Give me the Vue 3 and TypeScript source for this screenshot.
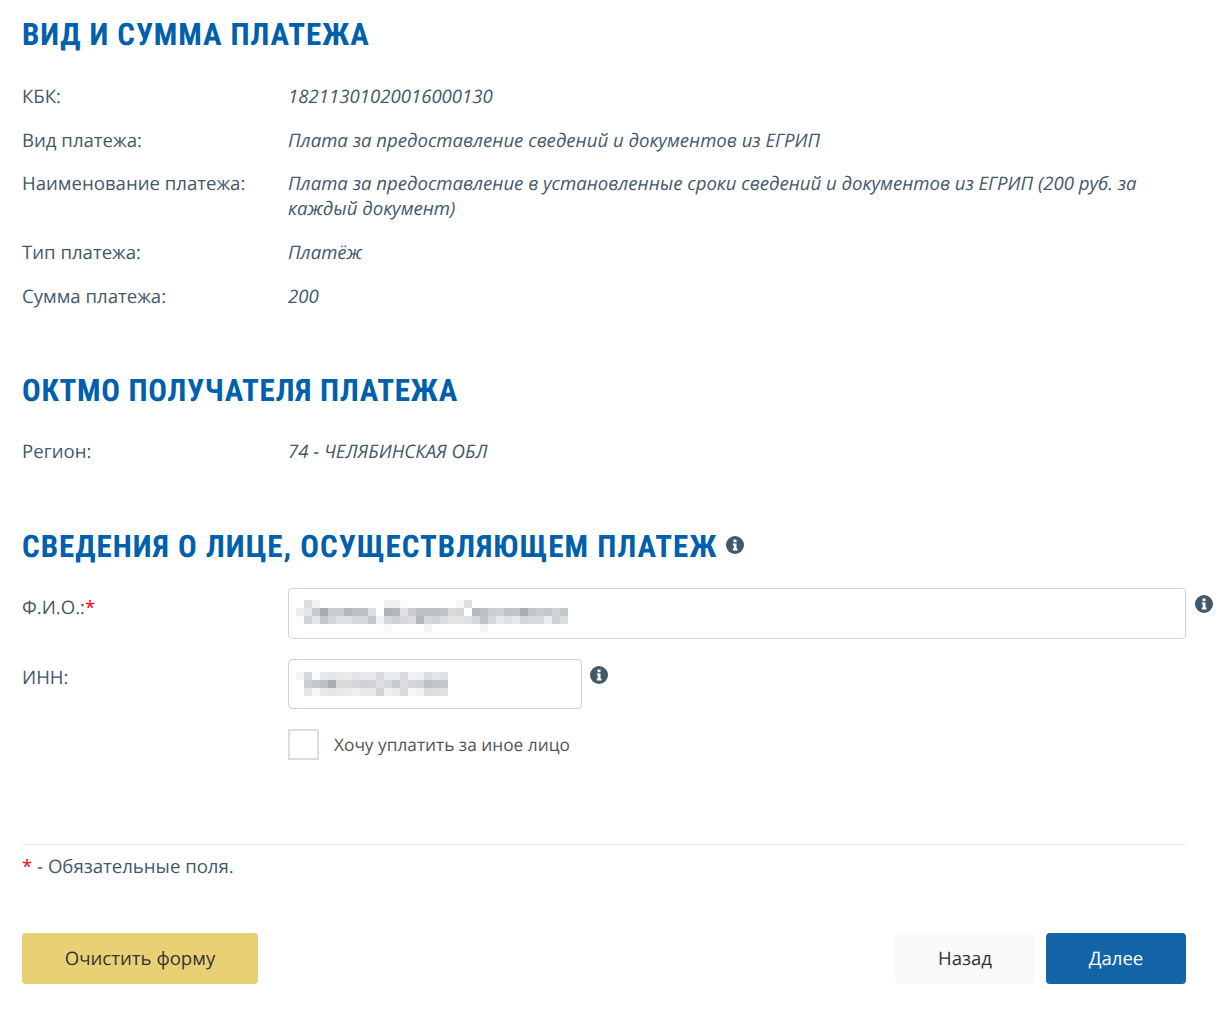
<script setup lang="ts">
const summary = [
  { label: 'КБК:', value: '18211301020016000130' },
  { label: 'Вид платежа:', value: 'Плата за предоставление сведений и документов из ЕГРИП' },
  {
    label: 'Наименование платежа:',
    value: 'Плата за предоставление в установленные сроки сведений и документов из ЕГРИП (200 руб. за каждый документ)',
  },
  { label: 'Тип платежа:', value: 'Платёж' },
  { label: 'Сумма платежа:', value: '200' },
]

// пикселизованные значения полей, по 8px на клетку
const nameCells = [
  'fff dcdcdc f2f2f2 fff fff fff fff fff fff fff fff efeff0 efefef fbfbfb fff fff fff fff fff fff f5f6f5 dcdee0 fff fff fff fff fff fff fff fff fff fff fff fff',
  'ececec e4e5e6 c8cbce a5abb0 c9ccd0 c9ccd0 b4b8bd bcc0c4 bdc1c5 dcdee0 fff aeb2b7 b4b7bb dfe0e2 c9cbce bcbfc3 bfc2c5 bcc0c4 c0c3c7 d8dadc d4d6d8 fff b4bbc0 bcc1c5 cdd0d2 cfd1d3 c0c4c7 c3c6c9 a9aeb2 c3c6c9 c9ccce c6c9cb d2d4d6 c2c7cb',
  'fbfbfb d2d4d7 e4e6e8 c1c7cc d4d6d9 e0e1e3 dfe0e2 d6d8da d6d8da c4c8cc f0f1f2 d5d7d9 cfd1d4 d7d8da dcddde b4b8bc d6d7d9 d3d4d6 dcdde0 e2e3e4 e3e4e5 e1e2e3 d6d7d9 c0c3c6 d6d7d9 e8e8e8 e0e1e2 e8e9ea d3d5d6 dadbdd d8d9db ebecec ced0d2 dcdddf',
  'fff fff fff fff fff fff fff fff fff fff fdfdfd fafafa fff fff fff fff f3f3f3 fff fff fff fff fff fff f2f3f3 fff fff fff fff fff fff fff fff fff fff',
].map((r) => r.split(' '))

const innCells = [
  'f5f5f5 d5d7da fbfbfb e8e9ea e4e6e7 e8eaea e9ebeb e2e3e5 e7e8ea e7e8ea d8dadd e9eaec e9eaec d8dadd f0f1f1 eff0f0 dbdde0 e4e5e7 e0e2e4',
  'fff cdd0d3 c5c9cd bcc1c6 a9adb1 d8dadc d9dbdd d3d5d7 cfd1d4 d0d2d5 dcdee0 d6d8da c8cbce dcdde0 d4d6d8 d2d4d6 bcc0c4 c1c4c8 c5c8cb',
  'fff e5e6e7 f5f7f6 e7e9e8 e6e7e8 e8e9eb e9eaec eff0ef e8e9ea e7e8ea d2d4d7 eff0f0 e9eaec d8dadd f6f7f6 f1f2f1 dcdde0 dcdee0 e0e1e4',
].map((r) => r.split(' '))
</script>

<template>
  <main class="page">
    <h2 class="title">Вид и сумма платежа</h2>
    <div class="rows">
      <div v-for="row in summary" :key="row.label" class="row">
        <div class="label">{{ row.label }}</div>
        <div class="value">{{ row.value }}</div>
      </div>
    </div>

    <h2 class="title second">ОКТМО получателя платежа</h2>
    <div class="rows region">
      <div class="row">
        <div class="label">Регион:</div>
        <div class="value">74 - ЧЕЛЯБИНСКАЯ ОБЛ</div>
      </div>
    </div>

    <h2 class="title third">
      Сведения о лице, осуществляющем платеж
      <svg class="info" viewBox="0 0 18 18"><circle cx="9" cy="9" r="9" /><path d="M7.5 3.6h3v2.6h-3zM6.8 7.4h3.7v5.2h1v1.8H6.8v-1.8h1v-3.4h-1z" fill="#fff" /></svg>
    </h2>
    <div class="field">
      <label class="label">Ф.И.О.:<span class="req">*</span></label>
      <div class="input wide">
        <div v-for="(cells, r) in nameCells" :key="r" class="pixels">
          <i v-for="(c, i) in cells" :key="i" :style="{ background: '#' + c }"></i>
        </div>
      </div>
      <svg class="info side" viewBox="0 0 18 18"><circle cx="9" cy="9" r="9" /><path d="M7.5 3.6h3v2.6h-3zM6.8 7.4h3.7v5.2h1v1.8H6.8v-1.8h1v-3.4h-1z" fill="#fff" /></svg>
    </div>
    <div class="field inn">
      <label class="label">ИНН:</label>
      <div class="input short">
        <div v-for="(cells, r) in innCells" :key="r" class="pixels">
          <i v-for="(c, i) in cells" :key="i" :style="{ background: '#' + c }"></i>
        </div>
      </div>
      <svg class="info" viewBox="0 0 18 18"><circle cx="9" cy="9" r="9" /><path d="M7.5 3.6h3v2.6h-3zM6.8 7.4h3.7v5.2h1v1.8H6.8v-1.8h1v-3.4h-1z" fill="#fff" /></svg>
    </div>
    <div class="check-row">
      <span class="box"></span>
      <span class="check-text">Хочу уплатить за иное лицо</span>
    </div>

    <div class="note"><span class="req">*</span> - Обязательные поля.</div>

    <div class="actions">
      <button class="btn clear">Очистить форму</button>
      <div class="nav">
        <button class="btn back">Назад</button>
        <button class="btn next">Далее</button>
      </div>
    </div>
  </main>
</template>

<style scoped>
.page {
  width: 1164px;
  padding: 15px 46px 30px 22px;
  font-family: "Open Sans", sans-serif;
  font-size: 18.6px;
  line-height: 25px;
  color: #42596a;
  text-rendering: geometricPrecision;
}

.title {
  margin: 0;
  font-family: "Roboto", sans-serif;
  font-stretch: 75%;
  font-size: 31px;
  line-height: 40px;
  font-weight: 700;
  letter-spacing: 0.9px;
  text-transform: uppercase;
  color: #0060ac;
}

.title .info {
  vertical-align: 3px;
}

.second {
  margin-top: 62px;
  letter-spacing: 0.7px;
}

.third {
  margin-top: 63px;
  letter-spacing: 1px;
}

.rows {
  display: flex;
  flex-direction: column;
  gap: 18.7px;
  margin-top: 29px;
}

.region {
  margin-top: 28px;
}

.row {
  display: flex;
}

.label {
  flex: 0 0 266px;
}

.value {
  flex: 1;
  font-style: italic;
}

.info {
  width: 18px;
  height: 18px;
  fill: #42596a;
  flex: none;
}

.field {
  display: flex;
  align-items: flex-start;
  margin-top: 21px;
}

.field .label {
  padding-top: 7px;
}

.field .info {
  margin: 7px 0 0 9px;
}

.field .side {
  margin-right: -27px;
}

.inn {
  margin-top: 20px;
}

.inn .label {
  padding-top: 6px;
}

.inn .info {
  margin-left: 8px;
}

.input {
  box-sizing: border-box;
  height: 51px;
  padding: 11px 7px 0;
  border: 1px solid #cfd5dc;
  border-radius: 4px;
  background: #fff;
}

.wide {
  flex: 1;
}

.short {
  width: 294px;
  height: 50px;
  padding-top: 12px;
}

.pixels {
  display: flex;
}

.pixels i {
  flex: none;
  width: 8px;
  height: 8px;
}

.check-row {
  display: flex;
  align-items: center;
  gap: 15px;
  margin: 20px 0 0 266px;
  font-size: 17.3px;
  color: #555;
}

.check-text {
  padding-top: 2px;
}

.box {
  box-sizing: border-box;
  width: 31px;
  height: 31px;
  border: 2px solid #ddd;
}

.note {
  margin-top: 84px;
  padding-top: 9px;
  border-top: 1px solid #eee;
}

.req {
  color: #f00;
}

.actions {
  display: flex;
  justify-content: space-between;
  margin-top: 54px;
}

.nav {
  display: flex;
  gap: 11px;
}

.btn {
  height: 51px;
  border: 0;
  border-radius: 4px;
  font: 18.6px "Open Sans", sans-serif;
  text-rendering: geometricPrecision;
  color: #333;
}

.clear {
  width: 236px;
  background: #ead074;
}

.back {
  width: 140px;
  background: #f9f9f9;
}

.next {
  width: 140px;
  background: #1464a8;
  color: #fff;
}
</style>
_ _ _ _
--- Direction ---
Copy out the listing exactly as it stands, but not the pictures.

--- The result ---
Give me the Vue 3 and TypeScript source for this screenshot.
<script setup lang="ts">
const summary = [
  { label: 'КБК:', value: '18211301020016000130' },
  { label: 'Вид платежа:', value: 'Плата за предоставление сведений и документов из ЕГРИП' },
  {
    label: 'Наименование платежа:',
    value: 'Плата за предоставление в установленные сроки сведений и документов из ЕГРИП (200 руб. за каждый документ)',
  },
  { label: 'Тип платежа:', value: 'Платёж' },
  { label: 'Сумма платежа:', value: '200' },
]

// пикселизованные значения полей, по 8px на клетку
const nameCells = [
  'fff dcdcdc f2f2f2 fff fff fff fff fff fff fff fff efeff0 efefef fbfbfb fff fff fff fff fff fff f5f6f5 dcdee0 fff fff fff fff fff fff fff fff fff fff fff fff',
  'ececec e4e5e6 c8cbce a5abb0 c9ccd0 c9ccd0 b4b8bd bcc0c4 bdc1c5 dcdee0 fff aeb2b7 b4b7bb dfe0e2 c9cbce bcbfc3 bfc2c5 bcc0c4 c0c3c7 d8dadc d4d6d8 fff b4bbc0 bcc1c5 cdd0d2 cfd1d3 c0c4c7 c3c6c9 a9aeb2 c3c6c9 c9ccce c6c9cb d2d4d6 c2c7cb',
  'fbfbfb d2d4d7 e4e6e8 c1c7cc d4d6d9 e0e1e3 dfe0e2 d6d8da d6d8da c4c8cc f0f1f2 d5d7d9 cfd1d4 d7d8da dcddde b4b8bc d6d7d9 d3d4d6 dcdde0 e2e3e4 e3e4e5 e1e2e3 d6d7d9 c0c3c6 d6d7d9 e8e8e8 e0e1e2 e8e9ea d3d5d6 dadbdd d8d9db ebecec ced0d2 dcdddf',
  'fff fff fff fff fff fff fff fff fff fff fdfdfd fafafa fff fff fff fff f3f3f3 fff fff fff fff fff fff f2f3f3 fff fff fff fff fff fff fff fff fff fff',
].map((r) => r.split(' '))

const innCells = [
  'f5f5f5 d5d7da fbfbfb e8e9ea e4e6e7 e8eaea e9ebeb e2e3e5 e7e8ea e7e8ea d8dadd e9eaec e9eaec d8dadd f0f1f1 eff0f0 dbdde0 e4e5e7 e0e2e4',
  'fff cdd0d3 c5c9cd bcc1c6 a9adb1 d8dadc d9dbdd d3d5d7 cfd1d4 d0d2d5 dcdee0 d6d8da c8cbce dcdde0 d4d6d8 d2d4d6 bcc0c4 c1c4c8 c5c8cb',
  'fff e5e6e7 f5f7f6 e7e9e8 e6e7e8 e8e9eb e9eaec eff0ef e8e9ea e7e8ea d2d4d7 eff0f0 e9eaec d8dadd f6f7f6 f1f2f1 dcdde0 dcdee0 e0e1e4',
].map((r) => r.split(' '))
</script>

<template>
  <main class="page">
    <h2 class="title">Вид и сумма платежа</h2>
    <div class="rows">
      <div v-for="row in summary" :key="row.label" class="row">
        <div class="label">{{ row.label }}</div>
        <div class="value">{{ row.value }}</div>
      </div>
    </div>

    <h2 class="title second">ОКТМО получателя платежа</h2>
    <div class="rows region">
      <div class="row">
        <div class="label">Регион:</div>
        <div class="value">74 - ЧЕЛЯБИНСКАЯ ОБЛ</div>
      </div>
    </div>

    <h2 class="title third">
      Сведения о лице, осуществляющем платеж
      <svg class="info" viewBox="0 0 18 18"><circle cx="9" cy="9" r="9" /><path d="M7.5 3.6h3v2.6h-3zM6.8 7.4h3.7v5.2h1v1.8H6.8v-1.8h1v-3.4h-1z" fill="#fff" /></svg>
    </h2>
    <div class="field">
      <label class="label">Ф.И.О.:<span class="req">*</span></label>
      <div class="input wide">
        <div v-for="(cells, r) in nameCells" :key="r" class="pixels">
          <i v-for="(c, i) in cells" :key="i" :style="{ background: '#' + c }"></i>
        </div>
      </div>
      <svg class="info side" viewBox="0 0 18 18"><circle cx="9" cy="9" r="9" /><path d="M7.5 3.6h3v2.6h-3zM6.8 7.4h3.7v5.2h1v1.8H6.8v-1.8h1v-3.4h-1z" fill="#fff" /></svg>
    </div>
    <div class="field inn">
      <label class="label">ИНН:</label>
      <div class="input short">
        <div v-for="(cells, r) in innCells" :key="r" class="pixels">
          <i v-for="(c, i) in cells" :key="i" :style="{ background: '#' + c }"></i>
        </div>
      </div>
      <svg class="info" viewBox="0 0 18 18"><circle cx="9" cy="9" r="9" /><path d="M7.5 3.6h3v2.6h-3zM6.8 7.4h3.7v5.2h1v1.8H6.8v-1.8h1v-3.4h-1z" fill="#fff" /></svg>
    </div>
    <div class="check-row">
      <span class="box"></span>
      <span class="check-text">Хочу уплатить за иное лицо</span>
    </div>

    <div class="note"><span class="req">*</span> - Обязательные поля.</div>

    <div class="actions">
      <button class="btn clear">Очистить форму</button>
      <div class="nav">
        <button class="btn back">Назад</button>
        <button class="btn next">Далее</button>
      </div>
    </div>
  </main>
</template>

<style scoped>
.page {
  width: 1164px;
  padding: 15px 46px 30px 22px;
  font-family: "Open Sans", sans-serif;
  font-size: 18.6px;
  line-height: 25px;
  color: #42596a;
  text-rendering: geometricPrecision;
}

.title {
  margin: 0;
  font-family: "Roboto", sans-serif;
  font-stretch: 75%;
  font-size: 31px;
  line-height: 40px;
  font-weight: 700;
  letter-spacing: 0.9px;
  text-transform: uppercase;
  color: #0060ac;
}

.title .info {
  vertical-align: 3px;
}

.second {
  margin-top: 62px;
  letter-spacing: 0.7px;
}

.third {
  margin-top: 63px;
  letter-spacing: 1px;
}

.rows {
  display: flex;
  flex-direction: column;
  gap: 18.7px;
  margin-top: 29px;
}

.region {
  margin-top: 28px;
}

.row {
  display: flex;
}

.label {
  flex: 0 0 266px;
}

.value {
  flex: 1;
  font-style: italic;
}

.info {
  width: 18px;
  height: 18px;
  fill: #42596a;
  flex: none;
}

.field {
  display: flex;
  align-items: flex-start;
  margin-top: 21px;
}

.field .label {
  padding-top: 7px;
}

.field .info {
  margin: 7px 0 0 9px;
}

.field .side {
  margin-right: -27px;
}

.inn {
  margin-top: 20px;
}

.inn .label {
  padding-top: 6px;
}

.inn .info {
  margin-left: 8px;
}

.input {
  box-sizing: border-box;
  height: 51px;
  padding: 11px 7px 0;
  border: 1px solid #cfd5dc;
  border-radius: 4px;
  background: #fff;
}

.wide {
  flex: 1;
}

.short {
  width: 294px;
  height: 50px;
  padding-top: 12px;
}

.pixels {
  display: flex;
}

.pixels i {
  flex: none;
  width: 8px;
  height: 8px;
}

.check-row {
  display: flex;
  align-items: center;
  gap: 15px;
  margin: 20px 0 0 266px;
  font-size: 17.3px;
  color: #555;
}

.check-text {
  padding-top: 2px;
}

.box {
  box-sizing: border-box;
  width: 31px;
  height: 31px;
  border: 2px solid #ddd;
}

.note {
  margin-top: 84px;
  padding-top: 9px;
  border-top: 1px solid #eee;
}

.req {
  color: #f00;
}

.actions {
  display: flex;
  justify-content: space-between;
  margin-top: 54px;
}

.nav {
  display: flex;
  gap: 11px;
}

.btn {
  height: 51px;
  border: 0;
  border-radius: 4px;
  font: 18.6px "Open Sans", sans-serif;
  text-rendering: geometricPrecision;
  color: #333;
}

.clear {
  width: 236px;
  background: #ead074;
}

.back {
  width: 140px;
  background: #f9f9f9;
}

.next {
  width: 140px;
  background: #1464a8;
  color: #fff;
}
</style>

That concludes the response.